Lagarde fabuliert dabei euphemistisch, dass das TPI sicherstellen werde, dass die Transmission des geldpolitischen Kurses in allen Ländern des Euroraums reibungslos erfolge. "Die Einheitlichkeit unserer Geldpolitik ist eine Voraussetzung dafür, dass die EZB ihr Preisstabilitätsmandat erfüllen kann."

Allerdings hat die Notenbank schon unter ihrem Vorgänger Mario Draghi das Mandat längst nicht mehr erfüllt. Nach Angaben der EZB-Chefin könne jedes Land der Euro-Zone im Prinzip in den Genuss der verdeckten Staatsfinanzierung kommen. Der Umfang von neuen Anleihekäufen im Rahmen des TPI hänge von der Schwere der Risiken für die geldpolitische Transmission ab, ließ sich eine frei jonglierende Lagarde, die besser gestern schon hätte geschasst werden sollen, wieder einmal alles offen.

"Die Ankäufe sind nicht von vornherein beschränkt", erklärt sie erneut den Satz von Draghi, dass man alles Erforderliche tun wolle, um den Euro zu retten. Nur ist man jetzt schon viel weiter in die Knautschzone vorgedrungen.

Das TPI solle den Transmissionsmechanismus absichern und dem EZB-Rat dadurch eine effektivere Erfüllung seines Preisstabilitätsmandats ermöglichen, schwurbelt die EZB-Chefin weiter nebulös herum. Das TPI sei für spezielle Situationen und Risiken geschaffen worden, die jeden Staat treffen könnten, was auch wieder falsch ist. Der EZB-Rat werde bei Bedarf darüber entscheiden, ob das Programm für ein Land aktiviert werde. "Der EZB-Rat möchte es eigentlich nicht einsetzen, aber wenn wir das nutzen müssen, werden wir nicht zögern", betonte Lagarde.

Daran besteht ausnahmsweise einmal kein Zweifel. Denn für eine verdeckte Staatsfinanzierung ist die Lagarde-EZB immer bereit. Hatte sie als Chefin des Internationalen Währungsfonds (IWF) von Ländern im Globalen Süden – oder auch von Griechenland – immer drakonische Maßnahmen gefordert, die vor allem die einfachen Menschen hart treffen und zum Teil Hungerrevolten hervorgerufen haben, fasst sie Schuldenländer wie Italien, Spanien oder ihre französische Heimat mit Samthandschuhen an.

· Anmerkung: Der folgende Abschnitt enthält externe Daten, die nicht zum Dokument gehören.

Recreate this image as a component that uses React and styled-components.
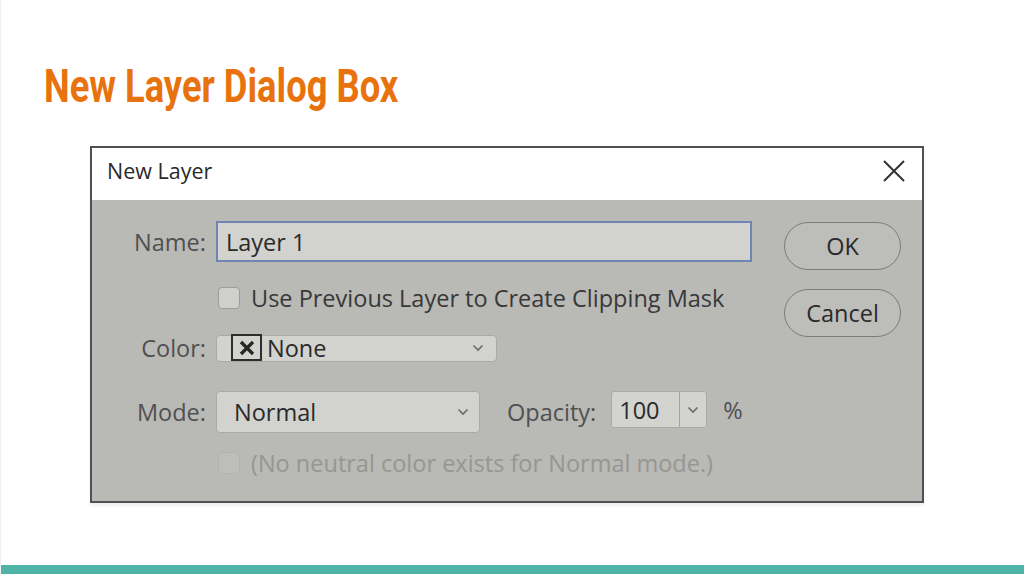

Wer glaubt, dass mit diesen lächerlichen Maßnahmen die Inflation real bekämpft oder eine neue die Schuldenkrise verhindert wird, liegt ziemlich schief. Bisher haben die deutlichen Anhebungen der Leitzinsen und das Ende der Anleihekäufe in den USA nur zu einer Dämpfung geführt. Da aber massiv Kapital wegen der verfehlten EZB-Politik in andere Währungsräume wie nach Großbritannien, USA, Schweiz … aus der EU abfließt, drückt das den Euro in immer tiefere Gefilde. Die Parität ist, wie von Telepolis erwartet, längst erreicht.

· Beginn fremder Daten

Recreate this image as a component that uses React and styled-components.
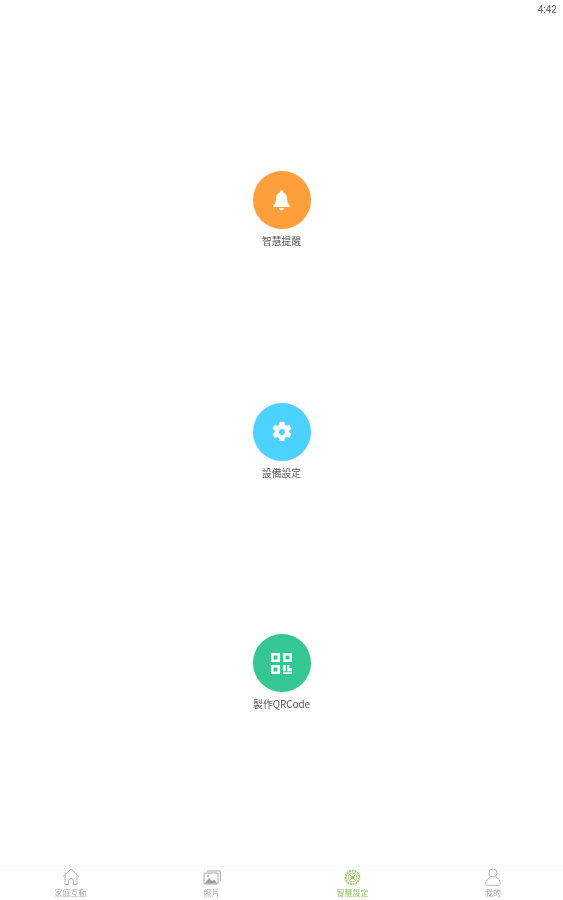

Das bedeutet, wie wir ausführlich ausgeführt haben, dass Energie für uns auch deshalb inflationstreibend teurer wird, wenn der Ölpreis wie zuletzt wegen Rezessionssorgen fällt. Man kann nur wiederholen, was Experten immer wieder erklärt haben. So hatte der ehemalige Chefvolkswirt der Deutschen Bank längst vor den heftigen "Konsequenzen" dieser EZB-Politik gewarnt. Thomas Mayer erklärte richtig: "Je länger man das Problem verschleppt, desto härter werden die Konsequenzen."

Da man seit vielen Jahren in der EZB die Probleme nicht auf einen Lösungsweg bringt, einfach im Krisenmodus weiter wurstelt, dürfte die Lage im Euroraum demnächst sehr ungemütlich werden. Sollte dazu die verfehlte Energiepolitik, weil man sich im Schlepptau der USA in einen Krieg hineinziehen ließ, dazu führen, dass Russland den Gashahn zudreht, dann droht nicht nur die Stagflation wie in den 1970er Jahren, sondern dann wird es noch deutlich ungemütlicher.

Der perfekte Sturm braut sich seit etlichen Monaten zusammen. Und wer diese Zeilen nun so missinterpretiert, dass hier Lohnverzicht gepredigt wird, um eine ständig heraufbeschworene "Lohn-Preis-Spirale" zu verhindern, der oder die liegt auch falsch. Bekanntlich haben in der letzten Stagflationsphase hohe Lohnabschlüsse sogar stabilisierend auf die Wirtschaft gewirkt.